The team rebuilt the product around reusable pricing services, role-based workflows, stronger testing gates, and a cleaner admin layer. The win was not just technical. Sales operations could launch new distributor programs faster because the platform logic finally matched the business model.
3. Health app subscription product
A health and wellness brand had strong acquisition numbers and poor retention after week three. The issue turned out not to be marketing. Users were hitting a confusing onboarding path and receiving generic engagement prompts.
A revised experience used behavioral segmentation, simpler onboarding steps, and better content triggers. The app team paired UX changes with backend rule updates and performance cleanup.

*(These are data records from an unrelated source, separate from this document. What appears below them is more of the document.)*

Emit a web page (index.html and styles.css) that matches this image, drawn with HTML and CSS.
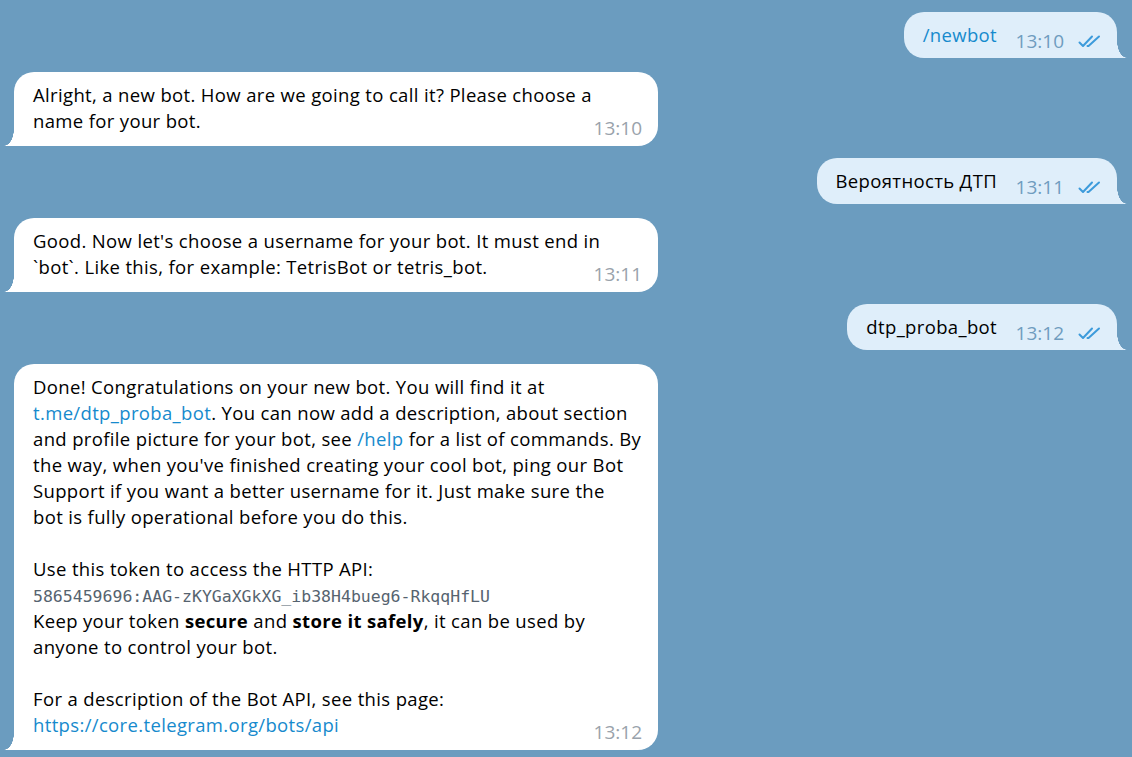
FILE: index.html
```html
<!DOCTYPE html>
<html lang="en">
<head>
<meta charset="utf-8">
<title>BotFather</title>
<link rel="stylesheet" href="styles.css">
</head>
<body>
<div class="chat">
  <div class="msg out">
    <div class="bubble">
      <div class="text"><a class="link">/newbot</a><span class="spacer"></span></div>
      <div class="meta"><span class="time">13:10</span><svg class="checks" viewBox="0 0 25 13" width="25" height="13"><path d="M1.5 7.5 L5 11 L14 1.5"/><path d="M9.5 11 L10.5 11 L21 1.5"/></svg></div>
    </div>
  </div>

  <div class="msg in">
    <div class="bubble">
      <div class="text">Alright, a new bot. How are we going to call it? Please choose a<br>name for your bot.<span class="spacer"></span></div>
      <div class="meta"><span class="time">13:10</span></div>
    </div>
  </div>

  <div class="msg out">
    <div class="bubble">
      <div class="text">Вероятность ДТП<span class="spacer"></span></div>
      <div class="meta"><span class="time">13:11</span><svg class="checks" viewBox="0 0 25 13" width="25" height="13"><path d="M1.5 7.5 L5 11 L14 1.5"/><path d="M9.5 11 L10.5 11 L21 1.5"/></svg></div>
    </div>
  </div>

  <div class="msg in">
    <div class="bubble">
      <div class="text">Good. Now let's choose a username for your bot. It must end in<br>`bot`. Like this, for example: TetrisBot or tetris_bot.<span class="spacer"></span></div>
      <div class="meta"><span class="time">13:11</span></div>
    </div>
  </div>

  <div class="msg out">
    <div class="bubble">
      <div class="text">dtp_proba_bot<span class="spacer"></span></div>
      <div class="meta"><span class="time">13:12</span><svg class="checks" viewBox="0 0 25 13" width="25" height="13"><path d="M1.5 7.5 L5 11 L14 1.5"/><path d="M9.5 11 L10.5 11 L21 1.5"/></svg></div>
    </div>
  </div>

  <div class="msg in">
    <div class="bubble">
      <div class="text">Done! Congratulations on your new bot. You will find it at<br><a class="link">t.me/dtp_proba_bot</a>. You can now add a description, about section<br>and profile picture for your bot, see <a class="link">/help</a> for a list of commands. By<br>the way, when you've finished creating your cool bot, ping our Bot<br>Support if you want a better username for it. Just make sure the<br>bot is fully operational before you do this.<br><br>Use this token to access the HTTP API:<br><code class="token">5865459696:AAG-zKYGaXGkXG_ib38H4bueg6-RkqqHfLU</code><br>Keep your token <b>secure</b> and <b>store it safely</b>, it can be used by<br>anyone to control your bot.<br><br>For a description of the Bot API, see this page:<br><a class="link">https://core.telegram.org/bots/api</a><span class="spacer"></span></div>
      <div class="meta"><span class="time">13:12</span></div>
    </div>
  </div>
</div>
</body>
</html>
```

FILE: styles.css
```css
html, body {
  margin: 0;
  padding: 0;
}

body {
  background: #6b9cbf;
  font-family: "Open Sans", "Noto Sans", sans-serif;
  font-size: 18.5px;
  letter-spacing: 0.35px;
  color: #000;
  width: 1132px;
  height: 757px;
  overflow: hidden;
}

.chat {
  display: flex;
  flex-direction: column;
  padding: 12px 15px 0 14px;
}

.msg {
  display: flex;
}

.msg.out {
  justify-content: flex-end;
  margin-bottom: 14px;
}

.msg.in {
  justify-content: flex-start;
  margin-bottom: 12px;
}

.bubble {
  position: relative;
  border-radius: 20px;
}

.msg.in .bubble {
  background: #ffffff;
  width: 644px;
  box-sizing: border-box;
  padding: 10px 16px 12px 19px;
  border-bottom-left-radius: 0;
}

.msg.out .bubble {
  background: #dfeefa;
  padding: 10px 14px 10px 19px;
  border-bottom-right-radius: 0;
}

.msg.in .bubble::after,
.msg.out .bubble::after {
  content: "";
  position: absolute;
  bottom: 0;
  width: 10px;
  height: 17px;
}

.msg.in .bubble::after {
  left: -10px;
  background: radial-gradient(10px 17px at 0 0, rgba(255,255,255,0) 97%, #ffffff 100%);
}

.msg.out .bubble::after {
  right: -10px;
  background: radial-gradient(10px 17px at 100% 0, rgba(223,238,250,0) 97%, #dfeefa 100%);
}

.text {
  line-height: 26px;
  white-space: nowrap;
}

.spacer {
  display: inline-block;
  width: 60px;
  height: 1px;
}

.msg.out .spacer {
  width: 106px;
}

.link {
  color: #168acd;
  text-decoration: none;
}

b {
  font-weight: 700;
}

.token {
  font-family: "DejaVu Sans Mono", "Liberation Mono", monospace;
  font-size: 16.5px;
  line-height: 1;
  letter-spacing: 0;
  color: #56636f;
}

.meta {
  position: absolute;
  display: flex;
  align-items: baseline;
  gap: 14px;
  font-size: 19px;
  letter-spacing: 0;
  line-height: 20px;
}

.msg.in .meta {
  right: 16px;
  bottom: 8px;
}

.msg.out .meta {
  right: 14px;
  bottom: 7px;
}

.msg.in .time {
  color: #99a2ab;
}

.msg.out .time {
  color: #6f9cbf;
}

.checks {
  fill: none;
  stroke: #3d9bdb;
  stroke-width: 2;
  stroke-linecap: round;
  stroke-linejoin: round;
}
```
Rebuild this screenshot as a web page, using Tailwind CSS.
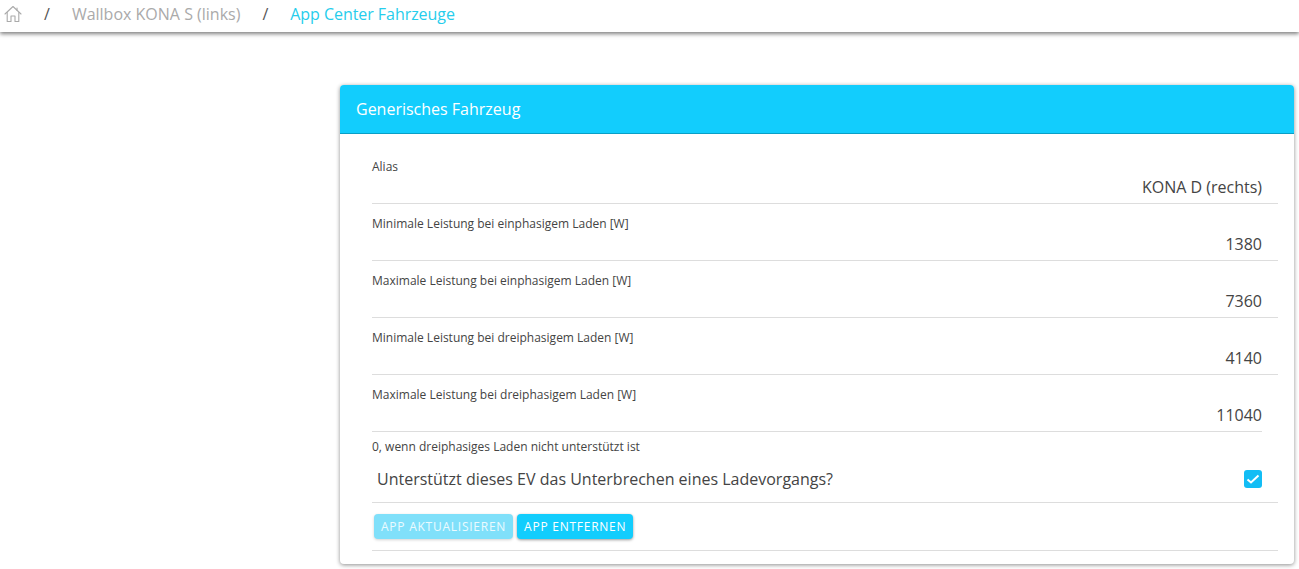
<!DOCTYPE html>
<html lang="de">
<head>
<meta charset="utf-8">
<script src="https://cdn.jsdelivr.net/npm/@tailwindcss/browser@4"></script>
</head>
<body class="bg-white font-['Open_Sans',sans-serif] text-[#444] overflow-hidden">
<div class="h-[569px] w-[1299px] overflow-hidden">
  <nav class="h-[32px] bg-white shadow-[0_2px_4px_rgba(0,0,0,0.5)] flex items-center text-[16px] leading-[28px] pb-[4px]">
    <svg class="ml-[4px] w-[18px] h-[18px] text-[#aaa]" viewBox="0 0 18 18" fill="none" stroke="currentColor" stroke-width="1.1" stroke-linejoin="round" stroke-linecap="round"><path d="M1 9 L9 1.5 L17 9"/><path d="M3.2 7.5 V16.5 H7 V11 H11 V16.5 H14.8 V7.5"/><path d="M13 3 V5.2"/></svg>
    <span class="ml-[22px] text-[#555]">/</span>
    <span class="ml-[22px] text-[#aaa]">Wallbox KONA S (links)</span>
    <span class="ml-[22px] text-[#555]">/</span>
    <span class="ml-[22px] text-[#26cdec] tracking-[-0.05px]">App Center Fahrzeuge</span>
  </nav>
  <main class="ml-[340px] mt-[53px] w-[954px] h-[479px] bg-white rounded-[4px] shadow-[0_1px_4px_rgba(0,0,0,0.45)] overflow-hidden">
    <header class="h-[49px] bg-[#12cdfd] border-b border-b-[#0a9fc6] pl-[16px] flex items-center text-white text-[16px]">Generisches Fahrzeug</header>
    <div class="pl-[32px] pr-[16px]">
      <div class="h-[70px] pt-[25px] border-b border-[#ddd] flex flex-col">
        <label class="text-[12px] leading-[16px] text-[#444]">Alias</label>
        <div class="text-right pr-[16px] text-[16px] leading-[24px]">KONA D (rechts)</div>
      </div>
      <div class="h-[57px] pt-[12px] border-b border-[#ddd] flex flex-col">
        <label class="text-[12px] leading-[16px]">Minimale Leistung bei einphasigem Laden [W]</label>
        <div class="text-right pr-[16px] text-[16px] leading-[24px]">1380</div>
      </div>
      <div class="h-[57px] pt-[12px] border-b border-[#ddd] flex flex-col">
        <label class="text-[12px] leading-[16px]">Maximale Leistung bei einphasigem Laden [W]</label>
        <div class="text-right pr-[16px] text-[16px] leading-[24px]">7360</div>
      </div>
      <div class="h-[57px] pt-[12px] border-b border-[#ddd] flex flex-col">
        <label class="text-[12px] leading-[16px]">Minimale Leistung bei dreiphasigem Laden [W]</label>
        <div class="text-right pr-[16px] text-[16px] leading-[24px]">4140</div>
      </div>
      <div class="h-[57px] pt-[12px] mr-[16px] border-b border-[#ddd] flex flex-col">
        <label class="text-[12px] leading-[16px]">Maximale Leistung bei dreiphasigem Laden [W]</label>
        <div class="text-right text-[16px] leading-[24px]">11040</div>
      </div>
      <p class="text-[12px] leading-[16px] mt-[7px]">0, wenn dreiphasiges Laden nicht unterstützt ist</p>
      <div class="h-[48px] border-b border-[#ddd] flex items-center justify-between pl-[5px] pr-[16px] text-[16px]">
        <span>Unterstützt dieses EV das Unterbrechen eines Ladevorgangs?</span>
        <span class="w-[18px] h-[18px] rounded-[3px] bg-[#12bdf5] flex items-center justify-center">
          <svg class="w-[14px] h-[14px]" viewBox="0 0 14 14" fill="none" stroke="white" stroke-width="2"><path d="M1.5 7.5 L5 10.5 L12.5 3.5"/></svg>
        </span>
      </div>
      <div class="h-[48px] border-b border-[#ddd] flex items-center pl-[2px] gap-[4px]">
        <button class="h-[25px] px-[7px] rounded-[4px] bg-[#80e0fa] text-white/85 text-[12px] tracking-[0.75px] shadow-[0_1px_3px_rgba(0,0,0,0.18)]">APP AKTUALISIEREN</button>
        <button class="h-[25px] px-[7px] rounded-[4px] bg-[#12cdfd] text-white text-[12px] tracking-[0.75px] shadow-[0_1px_3px_rgba(0,0,0,0.4)]">APP ENTFERNEN</button>
      </div>
    </div>
  </main>
</div>
</body>
</html>
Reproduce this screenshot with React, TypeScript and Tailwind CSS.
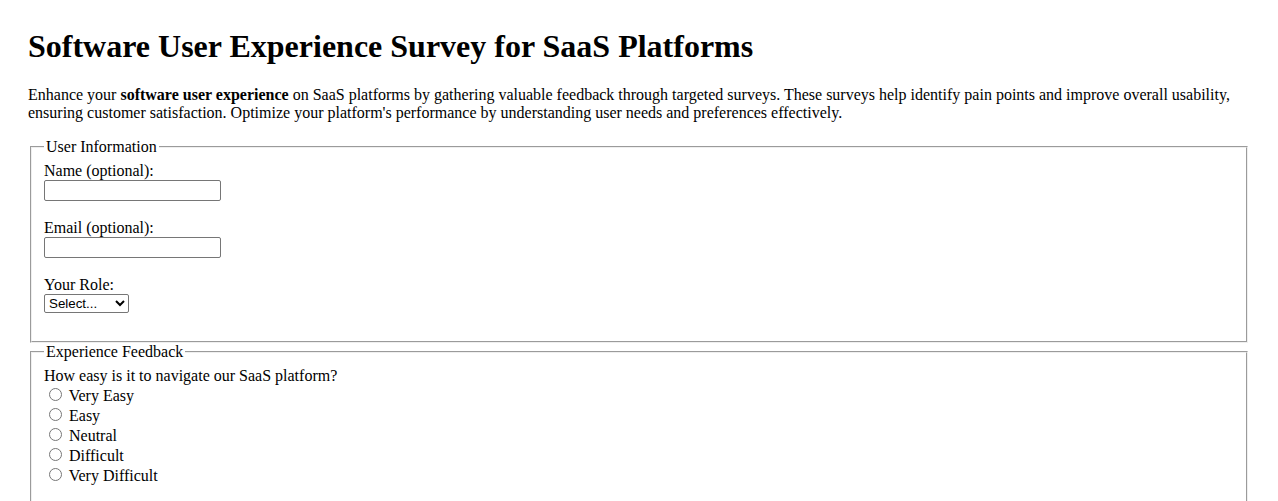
import React from "react";

const roles = ["Select...", "Developer", "Designer", "Manager", "Other"];
const ease = ["Very Easy", "Easy", "Neutral", "Difficult", "Very Difficult"];
const perf = ["Very Satisfied", "Satisfied", "Neutral", "Dissatisfied", "Very Dissatisfied"];

export default function App() {
  return (
    <div className="min-h-[501px] bg-white px-[28px] pt-[28px] pb-[28px] font-['Liberation_Serif',serif] text-[16px] leading-[normal] text-black">
      <h1 className="mb-[21.44px] text-[32px] font-bold leading-[normal]">
        Software User Experience Survey for SaaS Platforms
      </h1>
      <p className="mb-4">
        Enhance your <strong>software user experience</strong> on SaaS platforms by gathering valuable feedback
        through targeted surveys. These surveys help identify pain points and improve overall usability, ensuring
        customer satisfaction. Optimize your platform's performance by understanding user needs and preferences
        effectively.
      </p>
      <form className="flex flex-col">
        <fieldset className="mx-[2px] px-3 pt-[6px] pb-[10px] [border:2px_groove_threedface]">
          <legend className="px-[2px]">User Information</legend>
          <div className="flex flex-col items-start">
            <label htmlFor="name">Name (optional):</label>
            <input
              id="name"
              type="text"
              className="h-[21px] w-[177px] rounded-[2px] border border-[#767676] bg-white px-[2px] font-['Liberation_Sans',sans-serif] text-[13.333px]"
            />
            <label htmlFor="email" className="mt-[18px]">
              Email (optional):
            </label>
            <input
              id="email"
              type="email"
              className="h-[21px] w-[177px] rounded-[2px] border border-[#767676] bg-white px-[2px] font-['Liberation_Sans',sans-serif] text-[13.333px]"
            />
            <label htmlFor="role" className="mt-[18px]">
              Your Role:
            </label>
            <select
              id="role"
              defaultValue="Select..."
              className="mb-[18px] h-[19px] w-[85px] rounded-[2px] border border-[#767676] bg-white font-['Liberation_Sans',sans-serif] text-[13.333px] text-black"
            >
              {roles.map((r) => (
                <option key={r} value={r}>
                  {r}
                </option>
              ))}
            </select>
          </div>
        </fieldset>
        <fieldset className="mx-[2px] px-3 pt-[5.6px] pb-[10px] [border:2px_groove_threedface]">
          <legend className="px-[2px]">Experience Feedback</legend>
          <div>How easy is it to navigate our SaaS platform?</div>
          {ease.map((e) => (
            <div key={e}>
              <label>
                <input type="radio" name="navigation" value={e} className="mt-[3px] mr-[3px] ml-[5px]" /> {e}
              </label>
            </div>
          ))}
          <div className="mt-[40px]">How satisfied are you with the platform's performance?</div>
          {perf.map((e) => (
            <div key={e}>
              <label>
                <input type="radio" name="performance" value={e} className="mt-[3px] mr-[3px] ml-[5px]" /> {e}
              </label>
            </div>
          ))}
        </fieldset>
      </form>
    </div>
  );
}
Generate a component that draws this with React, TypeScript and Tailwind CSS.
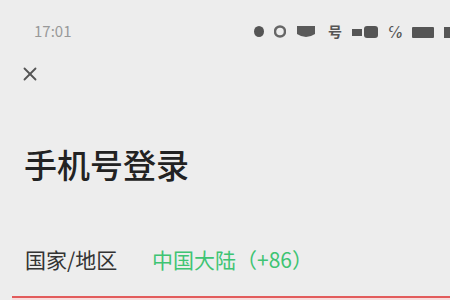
import { X } from 'lucide-react';

function StatusIcons() {
  return (
    <div className="flex items-center gap-[9px] text-[#555]">
      <svg width="12" height="13" viewBox="0 0 12 13"><ellipse cx="6" cy="6.5" rx="5" ry="5.5" fill="#555" /></svg>
      <svg width="12" height="13" viewBox="0 0 12 13"><circle cx="6" cy="6.5" r="5" fill="none" stroke="#666" strokeWidth="2.5" /></svg>
      <svg width="22" height="16" viewBox="0 0 22 16"><path d="M2 2 L20 2 L20 10 Q11 16 2 10 Z" fill="#5a5a5a" /></svg>
      <span className="text-[14px] font-bold ml-[2px]">号</span>
      <svg width="28" height="14" viewBox="0 0 28 14"><rect x="1" y="4" width="10" height="7" fill="#555" /><rect x="13" y="1" width="14" height="12" rx="3" fill="#555" /></svg>
      <span className="text-[14px] font-bold">℅</span>
      <svg width="24" height="14" viewBox="0 0 24 14"><rect x="1" y="2" width="22" height="11" rx="1" fill="#555" /></svg>
      <svg width="6" height="14" viewBox="0 0 6 14"><rect x="0" y="2" width="6" height="11" fill="#555" /></svg>
    </div>
  );
}

export default function App() {
  return (
    <div className="w-[450px] h-[300px] bg-[#ededed] overflow-hidden flex flex-col" style={{ fontFamily: '"Noto Sans CJK SC", "Liberation Sans", sans-serif' }}>
      {/* Status bar */}
      <div className="h-[60px] flex items-start justify-between pt-[21px] pl-[34px] pr-0">
        <span className="text-[15px] text-[#999] leading-none mt-[2px]">17:01</span>
        <StatusIcons />
      </div>

      <div className="pl-[19px] mt-[3px]">
        <X size={22} strokeWidth={2} className="text-[#555]" />
      </div>

      <h1 className="pl-[24px] mt-[63px] text-[33px] leading-none font-medium text-[#222]">手机号登录</h1>

      <div className="flex items-center pl-[25px] mt-[68px] text-[21px] leading-none">
        <span className="text-[#333] w-[127px]">国家/地区</span>
        <span className="text-[#3ec473]">中国大陆（+86）</span>
      </div>

      <div className="ml-[12px] mt-[26px] h-[4px] border-t-2 border-[#e25b5b] bg-[#f7dede]" />
    </div>
  );
}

This is where product innovation services matter most: not for novelty, but for better product judgment.
What buyers should ask before choosing a partner?
Before signing with a provider, ask these questions:
- How do you connect product decisions with business metrics?
- What does your post-launch operating model look like?
- How do you review architecture during the digital product lifecycle?
- What parts of delivery are handled by your core team versus partners?
- How do you approach product innovation services without drifting into workshop theater?
- Can you show product engineering solutions tied to release quality, reliability, or user adoption?
Those answers usually tell you more than a polished deck ever will.
Final thought
The market does not reward products for being busy. It rewards them for being useful, dependable, and commercially sound over time. That is the promise of digital product engineering services when they are done with care. Not more code for the sake of it. Better product decisions, better delivery habits, and a product that keeps doing its job when success finally arrives.